You may remember that back in October I spoke about re-evaluating how I pace. I decided to go back to establishing my baseline, i.e. what I could do in a day without making my symptoms worse. I did this because I felt as though I had plateaued in my recovery.
I had reached a stage where I felt like I was taking one step forward, then one step back and getting nowhere. I’m not going to lie, at the time I felt like I was taking a massive step backwards. However, it was definitely the right thing to do and by going through this process I actually learned something interesting about what it takes to start moving forward again.
Going back to establishing my baseline meant that I literally stripped everything back and created a simple routine that I stuck to each day. I aimed to get through the day with at least 20% (if not more) energy left in my tank.

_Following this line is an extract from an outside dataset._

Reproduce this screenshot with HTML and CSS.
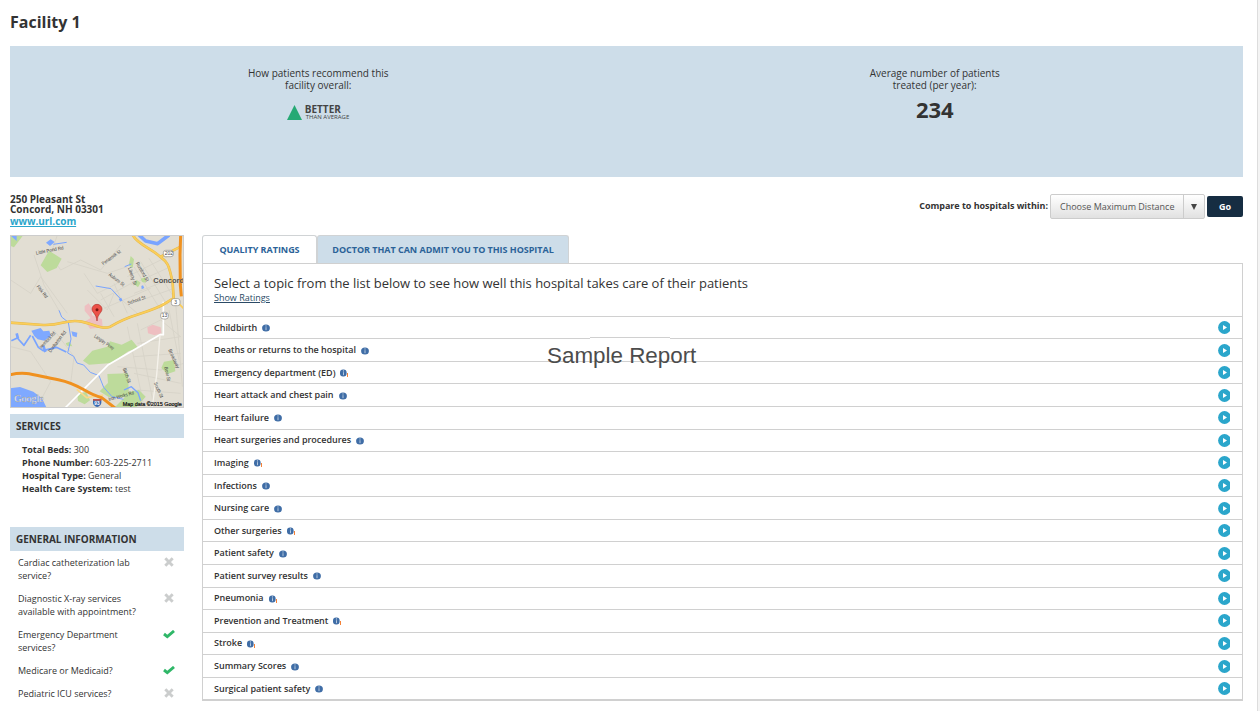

After a period of two weeks I had broken out of my boom/bust cycle. Even better, I felt like I was moving forward again. After a month I felt the best I had in a long, long time. I stopped feeling so ill and something strange happened- I began to feel well. Staying well within my limitations obviously played a big part of that but there was something in particular that I truly believed helped: I stopped trying so hard.
Recovery can feel all-consuming. It takes a multi-faceted approach and that means you can be thinking about multiple things. You are planning what you eat, taking supplements, ensuring that you get enough rest, thinking about the products you use, planning relaxation into each day, choosing the best exercises for you, moving when you can and pacing your activities… the list goes on.
Paring things back reminded me that recovery can actually be a lot simpler and that there is less thinking involved if you make things a habit. Although routine can be boring, there is a beauty to it to. The simplicity of having a routine stops you trying so hard. Everything that you do becomes second nature and you do it without having to think about it.
Trying too hard simply comes from the desire to get better. It’s what we want more than anything else in the world. The problem with trying too hard– and being so desperate for something to happen– is that it creates stress. You may not be consciously aware of it, but it will be there. Stress will undo the good work you are putting in. One of the most important aspects of recovery is staying relaxed about it.
I thought I was being relaxed about my own recovery, especially seeing as I made time for relaxation every single day. However, this underlying desperation to get better overruled my good work. I had an end goal in my mind that I was desperate to get to.
Focusing so much on the future was creating stress that I didn’t need. When I pared things back in October, I also made the decision to take things day by day; I chose to focus only on the present day. This, along with my routine, is what stopped me trying so hard and enabled me to start moving forward again.
I find the concept of trying too hard an interesting one. For years I would find myself trying things that others ultimately had success with, only to find it didn’t work for me. Now, I reflect back and question if I was simply trying too hard? Was I getting in my own way of feeling better? Perhaps it’s not what you do that’s the most important factor but rather how you go about it. It’s food for thought anyway.
Just as a final point, I feel it’s important to say that a routine is just the basis to work from. Life will get in the way– it always does– but if you have a routine established, it’s something you can use to get things back under control again.
Routines will adapt and change depending on how you feel and as you progress through your recovery. It’s also worth saying that even when you feel like things are going the right way, flare ups and set backs can still happen. Don’t let that stop you from going back to what was working for you– don’t give up altogether. The path to recovery is certainly not a linear one!